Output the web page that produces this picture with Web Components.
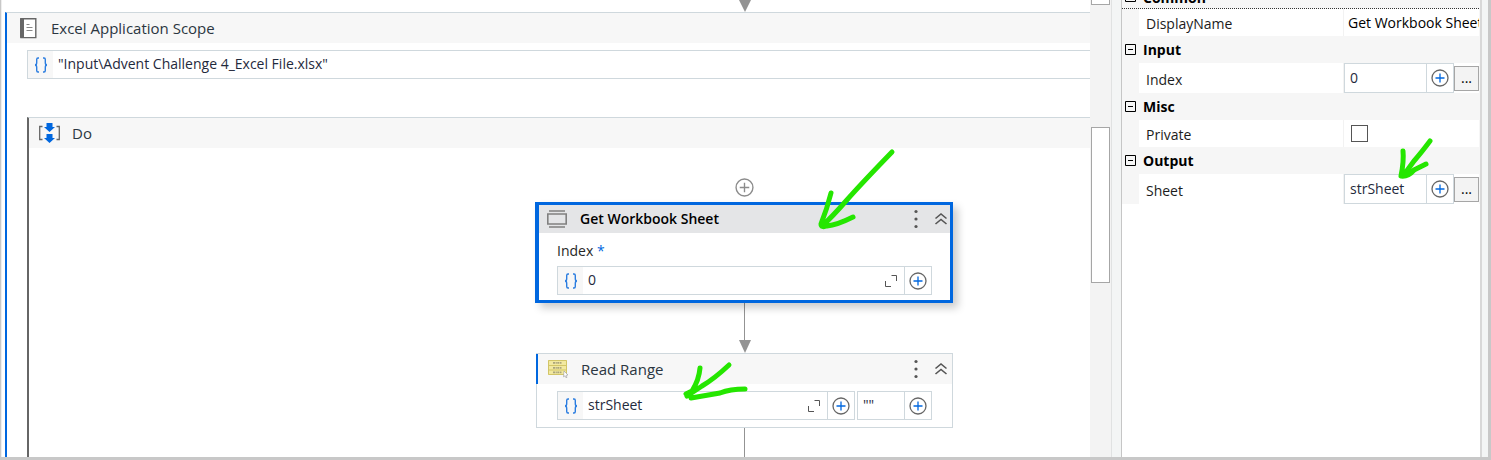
<!DOCTYPE html>
<html lang="en">
<head>
<meta charset="utf-8">
<title>Workflow designer</title>
<style>
html, body { margin: 0; height: 100%; }
body { font: 14px/20px "Open Sans", "Noto Sans", sans-serif; color: #2b3641; background: #fff; }
</style>
</head>
<body>
<studio-window>
  <workflow-canvas slot="canvas">
    <scope-activity heading="Excel Application Scope" path='"Input\Advent Challenge 4_Excel File.xlsx"'>
      <do-sequence>
        <add-activity></add-activity>
        <activity-card selected heading="Get Workbook Sheet">
          <sheet-icon slot="icon"></sheet-icon>
          <field-label>Index</field-label>
          <expression-field name="Index" value="0" braces expand></expression-field>
          <ink-arrow slot="note" kind="long"></ink-arrow>
        </activity-card>
        <flow-link arrow></flow-link>
        <activity-card heading="Read Range">
          <range-icon slot="icon"></range-icon>
          <expression-field name="Sheet name" value="strSheet" braces expand></expression-field>
          <expression-field name="Range" value='""' compact></expression-field>
          <ink-arrow slot="note" kind="wide"></ink-arrow>
        </activity-card>
        <flow-link grow></flow-link>
      </do-sequence>
    </scope-activity>
  </workflow-canvas>
  <scroll-track slot="scroll"></scroll-track>
  <property-panel slot="panel">
    <property-group heading="Common" focused><property-row name="DisplayName" value="Get Workbook Sheet" type="text"></property-row></property-group>
    <property-group heading="Input"><property-row name="Index" value="0" type="expression"></property-row></property-group>
    <property-group heading="Misc"><property-row name="Private" type="check"></property-row></property-group>
    <property-group heading="Output"><property-row name="Sheet" value="strSheet" type="expression"><ink-arrow slot="note" kind="small"></ink-arrow></property-row></property-group>
  </property-panel>
</studio-window>
<script>
const define = (name, render) => customElements.define(name, class extends HTMLElement {
  connectedCallback() {
    if (this.shadowRoot) return;
    this.attachShadow({ mode: 'open' }).innerHTML =
      '<style>*{box-sizing:border-box}svg{display:block}button{font:inherit;margin:0;padding:0;border:0;background:none;color:inherit}input{font:inherit;margin:0}</style>' + render(this);
  }
});
const attr = (el, name) => (el.getAttribute(name) || '').replace(/&/g, '&amp;').replace(/"/g, '&quot;');
const plus = (size, ring, cross) => `<svg width="${size}" height="${size}" viewBox="0 0 18 18" fill="none"><circle cx="9" cy="9" r="8" stroke="${ring}" stroke-width="1.3"/><path d="M4.5 9h9M9 4.5v9" stroke="${cross}" stroke-width="1.3"/></svg>`;

define('studio-window', () => `<style>
  :host{display:grid;box-sizing:border-box;height:100vh;grid-template-columns:minmax(0,1fr) 21px 11px minmax(358px,24%) 8px;
    border:solid #c8c8c8;border-width:0 3px 3px 1px;overflow:hidden}
  ::slotted(*){min-width:0;min-height:0}
  .gap{background:#f3f5f5;border-left:1px solid #e0e2e2;border-right:1px solid #c6c6c6}
  .edge{background:#f3f5f5;border-left:2px solid #d8d8d8}
  </style><slot name="canvas"></slot><slot name="scroll"></slot><div class="gap"></div><slot name="panel"></slot><div class="edge"></div>`);

define('workflow-canvas', () => `<style>
  :host{display:flex;flex-direction:column;overflow:hidden;border-left:1px solid #eee;padding-left:3px}
  .tip{display:grid;grid-template-columns:minmax(0,531fr) 417px minmax(0,137fr);height:12px;flex:none}
  .tip svg{grid-column:2;justify-self:center}
  ::slotted(*){flex:1}
  </style><div class="tip"><svg width="12" height="12" viewBox="0 0 12 12" fill="#939393"><path d="M0 0h12L6 12z"/></svg></div><slot></slot>`);

define('scope-activity', el => `<style>
  :host{display:flex;flex-direction:column;border-left:2px solid #0067df;border-top:1px solid #cfd8dd;min-height:0}
  header{display:flex;align-items:center;gap:14px;height:30px;padding-left:13px;background:#f7f7f7;flex:none;font-size:15px}
  .path{margin:7px 0 38px 20px;flex:none}
  ::slotted(*){margin-left:20px;flex:1}
  </style><header>
  <svg width="17" height="21" viewBox="0 0 17 21"><path d="M1 .8h14.8v18.8H1z" fill="#fff" stroke="#666" stroke-width="1.4"/><path d="M0 1Q0 0 1 0h3v20H1q-1 0-1-1z" fill="#666"/><path d="M6.500 6.500h3M6.500 9.500h6M6.500 12.500h6" stroke="#888"/></svg>
  <span>${attr(el, 'heading')}</span></header>
  <div class="path"><expression-field open name="Workbook path" braces value="${attr(el, 'path')}"></expression-field></div><slot></slot>`);

define('do-sequence', () => `<style>
  :host{display:flex;flex-direction:column;border-left:2px solid #666;border-top:1px solid #cfd8dd;min-height:0}
  header{display:flex;align-items:center;gap:12px;height:30px;padding-left:10px;background:#f7f7f7;flex:none;font-size:15px}
  .body{flex:1;display:grid;grid-template-columns:minmax(0,507fr) 417px minmax(0,137fr);min-height:0;padding-top:30px}
  .col{grid-column:2;display:flex;flex-direction:column}
  </style><header>
  <svg width="21" height="20" viewBox="0 0 21 20"><path d="M3.500 3.500H.700V16.500h2.800M17.500 3.500h2.800V16.500h-2.800" fill="none" stroke="#666" stroke-width="1.300"/><path d="M7.500 0h6v4h2.500l-5.500 5L5 4h2.500zM7.500 11h6v4h2.500l-5.500 5L5 15h2.500z" fill="#0067df"/></svg>
  <span>Do</span></header><div class="body"><div class="col"><slot></slot></div></div>`);

define('add-activity', () => `<style>:host{display:flex;justify-content:center;padding-bottom:5px}button{width:20px}</style>
  <button aria-label="Add activity">${plus(19, '#8c8c8c', '#8c8c8c')}</button>`);

define('flow-link', el => `<style>
  :host{display:flex;flex-direction:column;align-items:center;height:50px;${el.hasAttribute('grow') ? 'flex:1;' : ''}}
  i{width:1px;flex:1;background:#939393}
  </style><i></i>${el.hasAttribute('arrow') ? '<svg width="12" height="13" viewBox="0 0 12 13" fill="#939393"><path d="M0 0h12L6 13z"/></svg>' : ''}`);

define('activity-card', el => {
  const on = el.hasAttribute('selected');
  return `<style>
  :host{display:block;box-sizing:border-box;position:relative;flex:none;background:#fff;
    ${on ? 'border:3px solid #0067df;border-left-width:4px;margin-left:-1px;box-shadow:5px 5px 8px #0003' : 'border:1px solid #cfd8dd'}}
  header{display:flex;align-items:center;height:${on ? 28 : 30}px;padding:0 ${on ? 2 : 4}px 0 ${on ? 8 : 10}px;
    background:${on ? '#e4e5e7' : '#f7f7f7'};color:${on ? '#000' : '#2b3641'};
    ${on ? 'font-weight:600' : 'font-size:15px;border-left:2px solid #0067df;margin-left:-1px'}}
  .title{flex:1;margin-left:13px}
  .more{width:16px}.fold{width:14px;margin-left:10px}
  .body{display:flex;flex-wrap:wrap;column-gap:2px;padding:${on ? '8px 18px 5px' : '7px 20px'}}
  </style><header><slot name="icon"></slot><span class="title">${attr(el, 'heading')}</span>
  <button class="more" aria-label="More options"><svg width="16" height="20" viewBox="0 0 16 20" fill="#555"><circle cx="8" cy="2.500" r="1.600"/><circle cx="8" cy="10" r="1.600"/><circle cx="8" cy="17.500" r="1.600"/></svg></button>
  <button class="fold" aria-label="Collapse"><svg width="14" height="14" viewBox="0 0 14 14" fill="none" stroke="#555" stroke-width="1.600"><path d="M1.500 6.500 7 2l5.500 4.500M1.500 12 7 7.500l5.500 4.500"/></svg></button></header>
  <div class="body"><slot></slot></div><slot name="note"></slot>`;
});

define('sheet-icon', () => `<style>:host{display:block}</style><svg width="20" height="18" viewBox="0 0 20 18" fill="none" stroke="#808080" stroke-width="1.600"><path d="M2 1h16M2 17h16M.800 4h18.400v10H.800z"/></svg>`);

define('range-icon', () => `<style>:host{display:block}</style><svg width="20" height="18" viewBox="0 0 20 18"><path d="M0 0h19v15H0z" fill="#f2e9a0"/><path d="M.5.500h18v14H.500zM0 5.500h19M0 10h19" fill="none" stroke="#d2c567"/><path d="M5 2.800h9M5 7.800h9M5 12.300h9" stroke="#aaa47c" stroke-width="1.800" stroke-dasharray="2 .6 1.200 .5"/><path d="m16 11 4 4-2 .3 1 2-1 .5-1-2-1.500 1z" fill="#fff" stroke="#999" stroke-width=".600"/></svg>`);

define('field-label', () => `<style>:host{display:block;width:100%;height:25px;color:#262626}b{font-weight:400;color:#0067df}</style><slot></slot> <b>*</b>`);

define('expression-field', el => {
  const has = n => el.hasAttribute(n), open = has('open'), panel = has('panel');
  return `<style>
  :host{display:flex;box-sizing:border-box;min-width:0;height:${panel ? 30 : 29}px;flex:${has('compact') ? '0 0 75px' : '1 1 0'};
    border:1px solid #cfd8dd;${open ? 'border-right:0;' : ''}background:#fff;color:#1f2a3d}
  label{flex:none;width:25px;display:grid;place-items:center;background:#f7f7f7}
  input{flex:1;min-width:0;width:0;border:0;outline:0;padding:0 0 1px 5px;background:none;color:inherit}
  .expand{flex:none;width:26px;display:grid;place-items:center}
  .plus{flex:none;width:27px;display:grid;place-items:center;border-left:1px solid #cfd8dd}
  </style>${has('braces') ? `<label for="v" aria-label="${attr(el, 'name')}"><svg width="14" height="16" viewBox="0 0 14 16" fill="none" stroke="#2b7de0" stroke-width="1.400"><path d="M5 1H4Q2.700 1 2.700 2.500v3Q2.700 8 1 8q1.700 0 1.700 2.500v3Q2.700 15 4 15h1M9 1h1q1.300 0 1.300 1.500v3Q11.300 8 13 8q-1.700 0-1.700 2.500v3Q11.300 15 10 15H9"/></svg></label>` : ''}
  <input id="v" aria-label="${attr(el, 'name')}" value="${attr(el, 'value')}">
  ${has('expand') ? '<button class="expand" aria-label="Open editor"><svg width="12" height="12" viewBox="0 0 12 12" fill="none" stroke="#555"><path d="M.500 6v5.500H6M6.500.500h5V6"/></svg></button>' : ''}
  ${open ? '' : `<button class="plus" aria-label="Insert">${plus(18, '#666', '#0067df')}</button>`}`;
});

define('scroll-track', () => `<style>
  :host{display:flex;flex-direction:column;gap:122px;background:#f3f3f3;padding:0 1px}
  i{display:block;height:156px;background:#fff;border:1px solid #a6a6a6;flex:none}
  .up{height:5px;border-top:0}
  </style><i class="up"></i><i></i>`);

define('property-panel', () => `<style>:host{display:flex;flex-direction:column;justify-content:flex-start;overflow:hidden}div{margin-top:-18px}</style><div><slot></slot></div>`);

define('property-group', el => `<style>
  :host{display:block;background:#f6f6f6;padding-right:1px}
  header{display:flex;align-items:center;gap:7px;height:27px;padding:0 0 0 3px;color:#000;font-weight:700;${el.hasAttribute('focused') ? 'align-items:flex-end;border-bottom:1px dotted #333' : ''}}
  button{flex:none;width:11px;${el.hasAttribute('focused') ? 'padding-bottom:6px' : ''}}
  ::slotted(*){margin-left:17px}
  </style><header><button aria-label="Collapse"><svg width="11" height="11" viewBox="0 0 11 11" fill="none" stroke="#000"><path d="M.500.500h10v10H.500zM3 5.500h5"/></svg></button><span>${attr(el, 'heading')}</span></header><slot></slot>`);

define('property-row', el => {
  const t = attr(el, 'type'), n = attr(el, 'name'), v = attr(el, 'value');
  const cell = t === 'text' ? `<input class="text" id="p" value="${v}">`
    : t === 'check' ? '<input class="check" id="p" type="checkbox">'
    : `<expression-field panel name="${n}" value="${v}"></expression-field><button class="dots" aria-label="Edit">...</button>`;
  return `<style>
  :host{display:grid;position:relative;grid-template-columns:minmax(0,204fr) minmax(0,136fr);background:#fff;color:#1c1c1c;height:${t === 'expression' ? 30 : 27}px}
  label{padding:3px 0 0 7px;align-self:center}
  .cell{display:flex;align-items:center;min-width:0;border-left:1px solid #f2f2f2}
  .text{border:0;outline:0;padding:0 0 0 4px;min-width:0;width:100%;color:#000;background:none}
  .check{appearance:none;width:17px;height:17px;border:1px solid #555;background:#fff;margin-left:7px}
  .dots{width:25px;height:25px;border:1px solid #a6a6a6;background:#f3f3f3;flex:none;color:#000}
  </style><label for="p">${n}</label><div class="cell">${cell}</div><slot name="note"></slot>`;
});

/* Hand-drawn pointers laid over the activity or row they belong to. */
const INK = {
  long: ['top:-60px;left:276px', 84, 88, 'M77 7Q45 40 31 56T8 80M16 48Q12 64 6 79Q6 83 12 81Q22 80 38 72'],
  wide: ['top:5px;left:143px', 70, 46, 'M49 6Q34 20 22 27L7 37M20 9Q19 21 12 32L6 35M11 39L40 34Q50 30 65 30'],
  small: ['top:-39px;left:255px', 44, 48, 'M36 6Q27 18 20 26L9 41M9 16Q10 26 7 41Q14 42 20 35L32 29']
};
define('ink-arrow', el => {
  const [pos, w, h, d] = INK[attr(el, 'kind')];
  return `<style>:host{display:block;position:absolute;${pos};pointer-events:none;z-index:2}</style>
  <svg width="${w}" height="${h}" viewBox="0 0 ${w} ${h}" fill="none" stroke="#25e600" stroke-width="5" stroke-linecap="round" stroke-linejoin="round"><path d="${d}"/></svg>`;
});
</script>
</body>
</html>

▬▬▬

GOAL ▸
Using the listing, say how many lines include the word "Output", and add nothing else.

ANSWER TO THIS PROBLEM ▸
2